# Problem to work on:
Copy out the data exactly, leaving the pictures behind.

#### Available data

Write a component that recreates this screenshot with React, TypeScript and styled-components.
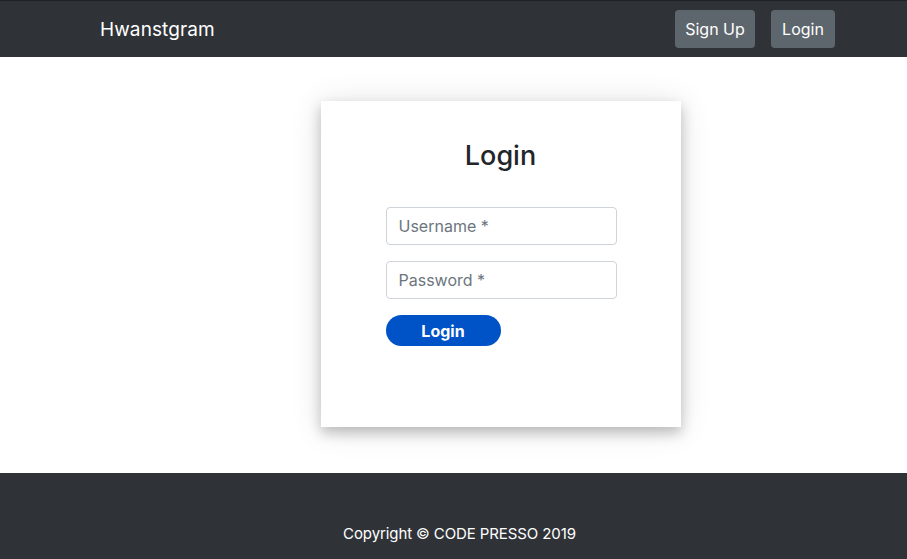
import React from "react";
import styled, { createGlobalStyle } from "styled-components";

const GlobalStyle = createGlobalStyle`
  html, body {
    margin: 0;
    padding: 0;
    background: #ffffff;
    font-family: Inter, "Noto Sans", sans-serif;
    -webkit-font-smoothing: antialiased;
  }
  * { box-sizing: border-box; }
`;

const Page = styled.div`
  display: flex;
  flex-direction: column;
  min-height: 559px;
`;

const Navbar = styled.nav`
  height: 57px;
  background: #2f3338;
  border-top: 1px solid #1f2226;
  display: flex;
  align-items: center;
  justify-content: space-between;
  padding: 0 72px 0 100px;
`;

const Brand = styled.a`
  color: #ffffff;
  font-size: 19px;
  text-decoration: none;
  letter-spacing: 0.1px;
`;

const NavButtons = styled.div`
  display: flex;
  gap: 16px;
`;

const NavButton = styled.button<{ $w: number }>`
  width: ${(p) => p.$w}px;
  height: 38px;
  border: none;
  border-radius: 4px;
  background: #5e666d;
  color: #ffffff;
  font-family: inherit;
  font-size: 16px;
  padding: 0;
`;

const Main = styled.main`
  flex: 1;
  display: flex;
  justify-content: center;
  padding: 44px 0 46px 94px;
`;

const Card = styled.div`
  width: 360px;
  height: 326px;
  background: #ffffff;
  box-shadow: 0 6px 12px rgba(0, 0, 0, 0.22), 0 2px 30px rgba(0, 0, 0, 0.12);
  display: flex;
  flex-direction: column;
  align-items: center;
  padding-top: 39px;
`;

const Title = styled.h2`
  margin: 0 0 35px 0;
  font-size: 27px;
  font-weight: 500;
  color: #222529;
  line-height: 32px;
`;

const Form = styled.form`
  width: 231px;
  align-self: flex-start;
  margin-left: 65px;
  display: flex;
  flex-direction: column;
  gap: 16px;
`;

const Input = styled.input`
  width: 100%;
  height: 38px;
  border: 1px solid #ced4da;
  border-radius: 4px;
  padding: 0 12px;
  font-family: inherit;
  font-size: 16px;
  color: #495057;
  &::placeholder {
    color: #6c757d;
  }
`;

const SubmitButton = styled.button`
  width: 115px;
  height: 31px;
  border: none;
  border-radius: 16px;
  background: #0052c7;
  color: #ffffff;
  font-family: inherit;
  font-size: 16px;
  font-weight: 700;
  padding: 0;
`;

const Footer = styled.footer`
  height: 86px;
  background: #2f3338;
  display: flex;
  align-items: flex-end;
  justify-content: center;
  padding: 0 0 16px 12px;
  color: #ffffff;
  font-size: 15px;
  letter-spacing: -0.1px;
`;

export default function App() {
  return (
    <Page>
      <GlobalStyle />
      <Navbar>
        <Brand href="#">Hwanstgram</Brand>
        <NavButtons>
          <NavButton $w={80}>Sign Up</NavButton>
          <NavButton $w={64}>Login</NavButton>
        </NavButtons>
      </Navbar>
      <Main>
        <Card>
          <Title>Login</Title>
          <Form onSubmit={(e) => e.preventDefault()}>
            <Input placeholder="Username *" />
            <Input type="password" placeholder="Password *" />
            <SubmitButton type="submit">Login</SubmitButton>
          </Form>
        </Card>
      </Main>
      <Footer>Copyright © CODE PRESSO 2019</Footer>
    </Page>
  );
}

########

# Final result:
Write a component that recreates this screenshot with React, TypeScript and styled-components.
import React from "react";
import styled, { createGlobalStyle } from "styled-components";

const GlobalStyle = createGlobalStyle`
  html, body {
    margin: 0;
    padding: 0;
    background: #ffffff;
    font-family: Inter, "Noto Sans", sans-serif;
    -webkit-font-smoothing: antialiased;
  }
  * { box-sizing: border-box; }
`;

const Page = styled.div`
  display: flex;
  flex-direction: column;
  min-height: 559px;
`;

const Navbar = styled.nav`
  height: 57px;
  background: #2f3338;
  border-top: 1px solid #1f2226;
  display: flex;
  align-items: center;
  justify-content: space-between;
  padding: 0 72px 0 100px;
`;

const Brand = styled.a`
  color: #ffffff;
  font-size: 19px;
  text-decoration: none;
  letter-spacing: 0.1px;
`;

const NavButtons = styled.div`
  display: flex;
  gap: 16px;
`;

const NavButton = styled.button<{ $w: number }>`
  width: ${(p) => p.$w}px;
  height: 38px;
  border: none;
  border-radius: 4px;
  background: #5e666d;
  color: #ffffff;
  font-family: inherit;
  font-size: 16px;
  padding: 0;
`;

const Main = styled.main`
  flex: 1;
  display: flex;
  justify-content: center;
  padding: 44px 0 46px 94px;
`;

const Card = styled.div`
  width: 360px;
  height: 326px;
  background: #ffffff;
  box-shadow: 0 6px 12px rgba(0, 0, 0, 0.22), 0 2px 30px rgba(0, 0, 0, 0.12);
  display: flex;
  flex-direction: column;
  align-items: center;
  padding-top: 39px;
`;

const Title = styled.h2`
  margin: 0 0 35px 0;
  font-size: 27px;
  font-weight: 500;
  color: #222529;
  line-height: 32px;
`;

const Form = styled.form`
  width: 231px;
  align-self: flex-start;
  margin-left: 65px;
  display: flex;
  flex-direction: column;
  gap: 16px;
`;

const Input = styled.input`
  width: 100%;
  height: 38px;
  border: 1px solid #ced4da;
  border-radius: 4px;
  padding: 0 12px;
  font-family: inherit;
  font-size: 16px;
  color: #495057;
  &::placeholder {
    color: #6c757d;
  }
`;

const SubmitButton = styled.button`
  width: 115px;
  height: 31px;
  border: none;
  border-radius: 16px;
  background: #0052c7;
  color: #ffffff;
  font-family: inherit;
  font-size: 16px;
  font-weight: 700;
  padding: 0;
`;

const Footer = styled.footer`
  height: 86px;
  background: #2f3338;
  display: flex;
  align-items: flex-end;
  justify-content: center;
  padding: 0 0 16px 12px;
  color: #ffffff;
  font-size: 15px;
  letter-spacing: -0.1px;
`;

export default function App() {
  return (
    <Page>
      <GlobalStyle />
      <Navbar>
        <Brand href="#">Hwanstgram</Brand>
        <NavButtons>
          <NavButton $w={80}>Sign Up</NavButton>
          <NavButton $w={64}>Login</NavButton>
        </NavButtons>
      </Navbar>
      <Main>
        <Card>
          <Title>Login</Title>
          <Form onSubmit={(e) => e.preventDefault()}>
            <Input placeholder="Username *" />
            <Input type="password" placeholder="Password *" />
            <SubmitButton type="submit">Login</SubmitButton>
          </Form>
        </Card>
      </Main>
      <Footer>Copyright © CODE PRESSO 2019</Footer>
    </Page>
  );
}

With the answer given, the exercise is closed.